DC Moore’s new exhibition, Series and Sequences, explores the idea of variations on a theme in the work of four twentieth-century artists who used related imagery or returned to similar imagery over time. Through a select group of paintings and drawings, the exhibit reveals some of the many ways in which artists enter into a dialogue with their own work through series. Organized in conjunction with Never the Same Twice, which features the work of contemporary artists, the exhibition provides a complementary view of a long-standing artistic practice.
In 1977, Romare Bearden (1911-1987) created a cycle of collages and watercolors based on episodes from Homer’s epic poem, the Odyssey. In the complete set of twenty-four watercolors Bearden reinterprets Odysseus’ heroic quest by emphasizing the North African aspects of its Mediterranean setting and using imagery rooted in both classical mythology and African American culture. Bearden created these works at mid-career, perhaps reflecting on his own journey as an artist as well as the historic African American search for home.
The importance of process and of using earlier works as the basis for new compositions are key aspects of the art of Stuart Davis (1892-1964), whose ideas about jazz and improvisation in painting had a significant influence on Bearden. Drawings like those on view were central to his creative practice, just as the act of drawing was the foundation of both his art and his art theory.

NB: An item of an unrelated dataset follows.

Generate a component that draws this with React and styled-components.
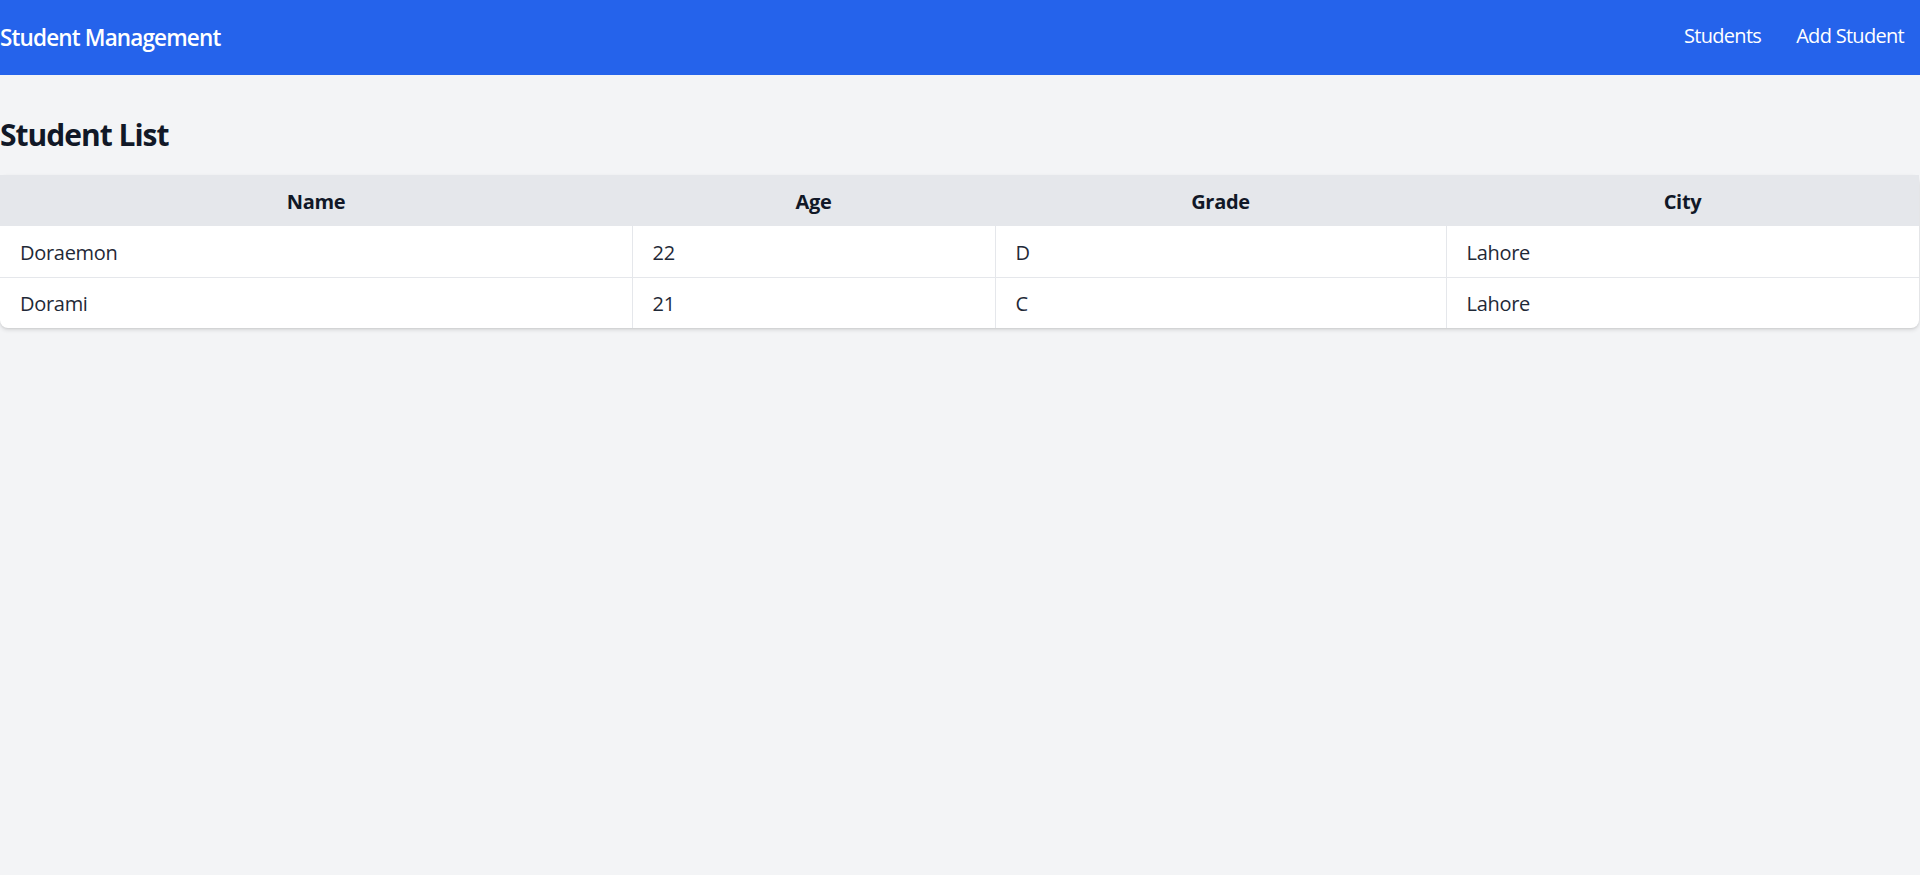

For Robert De Niro, Sr. (1922-1993), an artist who maintained a vibrant consistency in his work for over three decades, a series often meant creating three or four versions of an idea or subject almost simultaneously. The three paintings in the exhibition, all from September 1968, are radical stylizations of architecture in a suburban or small town setting, done in his signature post-Fauve palette with freely brushed areas of color defined by strong outlines.
Nathan Oliveira (1928-2010) explored the theme of the solitary figure for over fifty years. For him, a series could derive from repeated sessions with a particular model for a brief period of time or a group of related works created over the course of several years. The nudes in the exhibition were done between 1965 and 1972. Their immediacy demonstrates that spontaneity was the essence of Oliveira’s method, resulting in bold, direct works that capture a momentary encounter
between artist and model in a burst of creative energy.
March 17 - April 30, 2011
Opening reception: Thursday, March 17, 6:00-8:00 PM
About DC Moore Gallery:
DC Moore Gallery specializes in contemporary and twentieth-century art. The gallery is located at 535 West 22nd Street, 2nd Floor and is open Tuesday through Saturday from 10 to 6. Press previews can be arranged prior to the exhibition. For more information, for photographs, or to arrange a viewing, please call Kate Weinstein at 212-247-2111.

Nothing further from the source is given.